Your junior advisees have chosen to work with you because of their enthusiasm for your field—and quite often because you and they have developed a good rapport. Many juniors will study off-campus at some point during the year - an exciting prospect to which they have likely been looking forward since the moment they chose to attend Dickinson. Students who remain on campus will also enjoy expanded opportunities, though some may also feel “left behind.” Regardless of geographic location, you may want to remind your advisees of the importance of summer internships and direct them to the Career Center for guidance. Likewise, students who are planning to go on to graduate study may want to explore opportunities for research. The world beyond the limestone walls is beckoning, and many advisors find it timely to encourage students to think broadly about personal goals, professional aspirations, and civic priorities. What meaning are your advisees discovering in their experience at Dickinson? What insights have they gained about themselves? What’s next for them?

For Juniors in Study Abroad programs

Advisors generally hear very little from their advisees who study abroad during their junior year. If a student is enrolled in a Dickinson program, the program director will serve as the advisor for most situations. Never hesitate to send greetings and best wishes to your students abroad – they generally appreciate hearing from the Dickinson campus. After your advisees return, they often need to be reminded to complete the “Enrollment in Another Institution” form to request that appropriate courses be transferred to Dickinson. Back on campus, some students will make a seamless transition, but others may struggle. For both groups, the Center for Global Study & Engagement staff will serve as an important resource. You may find it beneficial to encourage your students to take advantage of the Global Ed programs designed for returning students.

For Juniors who remain on campus

These juniors have different opportunities than those who go abroad. Many will be able to move into positions of leadership in campus initiatives and organizations. Depending on your field, you may want to encourage your advisees to take advantage of opportunities like internships and off-campus programs (e.g. CPC exchange programs in the consortium, Washington, D.C.).

September

  • Welcome your advisees back. If your department has special meetings with majors, make sure that your advisees know about it and feel welcome – connecting with peers is an important academic and social experience for recently declared majors.
  • Encourage juniors to consider the leadership opportunities that are available to them in campus activities, within your academic department, and in clubs or student groups related to your academic discipline.

October

  • October is advising month and, although juniors no longer need to have an Alternate PIN for Course Request Period, you should encourage them to sit down with you to discuss whether they are meeting their degree requirements and how to plan the remaining courses for their major.
  • If they haven’t printed off a “degree evaluation” since last semester, ask them to bring that document to their appointment.
  • Remember to review progress both in the major AND in fulfilling other requirements – particularly the completion of requisite language courses, lab sciences, and PE classes.
  • If any of your advisees have received a “U” grade at Roll Call, ask them to come see you to discuss strategies for improving their performance. They should also meet with the professor who assigned the “U” grade. It is especially important to remind students whose GPAs are between 2.0 – 2.4 that they must maintain a cumulative GPA of 2.00 to remain in good academic standing.

November / Early December

  • Let your advisees know that you are available to answer questions or to discuss course options during Schedule Adjustment Period.
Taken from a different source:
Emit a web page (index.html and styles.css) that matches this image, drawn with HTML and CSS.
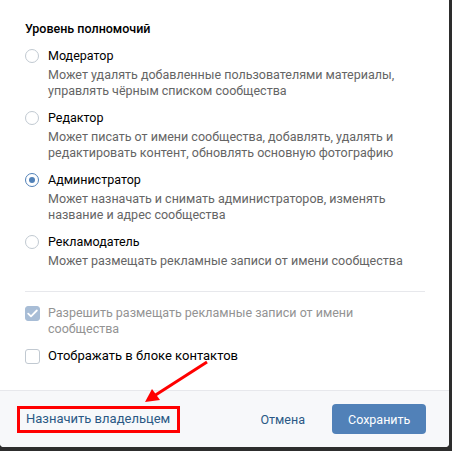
FILE: index.html
```html
<!DOCTYPE html>
<html lang="ru">

<head>
    <meta charset="UTF-8">
    <meta name="viewport" content="width=device-width, initial-scale=1.0">
    <title>Уровень полномочий</title>
    <link rel="stylesheet" href="styles.css">
</head>

<body>
    <div class="modal">
        <div class="modal-body">
            <div class="section-title">Уровень полномочий</div>

            <div class="radio-list">
                <div class="radio">
                    <span class="radio-circle"></span>
                    <div class="radio-text">
                        <div class="radio-label">Модератор</div>
                        <div class="radio-desc">Может удалять добавленные пользователями материалы, управлять чёрным списком сообщества</div>
                    </div>
                </div>
                <div class="radio">
                    <span class="radio-circle"></span>
                    <div class="radio-text">
                        <div class="radio-label">Редактор</div>
                        <div class="radio-desc">Может писать от имени сообщества, добавлять, удалять и редактировать контент, обновлять основную фотографию</div>
                    </div>
                </div>
                <div class="radio on">
                    <span class="radio-circle"></span>
                    <div class="radio-text">
                        <div class="radio-label">Администратор</div>
                        <div class="radio-desc">Может назначать и снимать администраторов, изменять название и адрес сообщества</div>
                    </div>
                </div>
                <div class="radio">
                    <span class="radio-circle"></span>
                    <div class="radio-text">
                        <div class="radio-label">Рекламодатель</div>
                        <div class="radio-desc">Может размещать рекламные записи от имени сообщества</div>
                    </div>
                </div>
            </div>

            <div class="divider"></div>

            <div class="check-list">
                <div class="check checked disabled">
                    <span class="check-box">
                        <svg width="11" height="9" viewBox="0 0 11 9"><path d="M1.2 4.6 L4 7.3 L9.8 1.5" fill="none" stroke="#fff" stroke-width="1.8" stroke-linecap="round" stroke-linejoin="round"/></svg>
                    </span>
                    <span class="check-label">Разрешить размещать рекламные записи от имени сообщества</span>
                </div>
                <div class="check">
                    <span class="check-box"></span>
                    <span class="check-label">Отображать в блоке контактов</span>
                </div>
            </div>
        </div>

        <div class="modal-footer">
            <a class="owner-link">Назначить владельцем</a>
            <div class="actions">
                <button class="btn-cancel">Отмена</button>
                <button class="btn-save">Сохранить</button>
            </div>
        </div>
    </div>

    <!-- пометка поверх скриншота -->
    <svg class="annotation" width="452" height="451" viewBox="0 0 452 451">
        <line x1="207" y1="362" x2="154" y2="396" stroke="#f00" stroke-width="3"/>
        <polygon points="145,402 152,389 160,400" fill="#f00"/>
        <rect x="18.5" y="407.5" width="160" height="24" fill="none" stroke="#f00" stroke-width="3"/>
    </svg>
</body>

</html>
```

FILE: styles.css
```css
body {
    margin: 0;
    width: 452px;
    height: 451px;
    background: #2d2d2d;
    font-family: Roboto, "Open Sans", Arial, sans-serif;
    font-size: 12.5px;
    line-height: 16px;
    color: #000;
    position: relative;
    overflow: hidden;
}

/* окно */
.modal {
    width: 449px;
    height: 447px;
    background: #fff;
    border-radius: 0 0 4px 4px;
    display: flex;
    flex-direction: column;
    overflow: hidden;
}

.modal-body {
    flex: 1;
    padding: 21px 24px 0 25px;
}

.section-title {
    font-weight: 500;
    margin-bottom: 11px;
}

/* радиокнопки */
.radio-list {
    display: flex;
    flex-direction: column;
    gap: 11px;
}

.radio {
    display: flex;
    gap: 9px;
}

.radio-circle {
    flex: none;
    box-sizing: border-box;
    width: 14px;
    height: 14px;
    margin-top: 1px;
    border: 1px solid #c1c9d1;
    border-radius: 50%;
    display: flex;
    align-items: center;
    justify-content: center;
}

.radio.on .radio-circle {
    border-color: #5181b8;
}

.radio.on .radio-circle::after {
    content: "";
    width: 6px;
    height: 6px;
    border-radius: 50%;
    background: #5181b8;
}

.radio-desc {
    margin-top: 3px;
    color: #656565;
}

.divider {
    height: 1px;
    background: #e7e8ec;
    margin: 22px 0 13px;
}

/* чекбоксы */
.check-list {
    display: flex;
    flex-direction: column;
    gap: 11px;
}

.check {
    display: flex;
    gap: 8px;
}

.check-box {
    flex: none;
    box-sizing: border-box;
    width: 15px;
    height: 15px;
    margin-top: 1px;
    border: 1px solid #c1c9d1;
    border-radius: 3px;
    display: flex;
    align-items: center;
    justify-content: center;
}

.check .check-label {
    font-size: 13px;
}

.check.checked .check-box {
    background: #a8bdd6;
    border-color: #a8bdd6;
}

.check.disabled .check-label {
    color: #939393;
    font-size: 12.5px;
}

/* нижняя панель */
.modal-footer {
    height: 56px;
    border-top: 1px solid #e7e8ec;
    background: #f7f8fa;
    display: flex;
    align-items: center;
    justify-content: space-between;
    padding: 0 23px 0 26px;
}

.owner-link {
    color: #2a5885;
    font-size: 13px;
    cursor: pointer;
}

.actions {
    display: flex;
    align-items: center;
    gap: 11px;
}

button {
    font-family: inherit;
    font-size: 12.5px;
    border: none;
    cursor: pointer;
    border-radius: 4px;
    height: 30px;
    padding: 0 16px;
}

.btn-cancel {
    background: none;
    color: #2a5885;
}

.btn-save {
    width: 94px;
    background: #5181b8;
    color: #fff;
}

.annotation {
    position: absolute;
    left: 0;
    top: 0;
    pointer-events: none;
}
```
Late February / Early March

  • March is advising month, and your advisees should print off another “degree evaluation” so they have the most complete and up-to-date information before requesting courses for their senior year.
    If appropriate, advisees who have a cumulative GPA of at least 3.5 should be encouraged to explore graduate fellowships and awards listed on the Advising web site for scholarship programs appropriate for their interest and background.
  • If your advisee will not have at least 24 credits by the end of this term, suggest that he/she consider taking one or more summer school courses – either at Dickinson or at another institution. Remind your advisee to fill out the Enrollment at Another Institution form (from Registrar’s web site) and get the appropriate signatures before taking classes at another institution to ensure that the course work will transfer back (only grades of C or above will receive Dickinson credit).
  • Your role as an advisor in the major also includes helping students think through the opportunities ahead of them. When appropriate, encourage students to consider graduate school and start thinking about taking the GRE exams.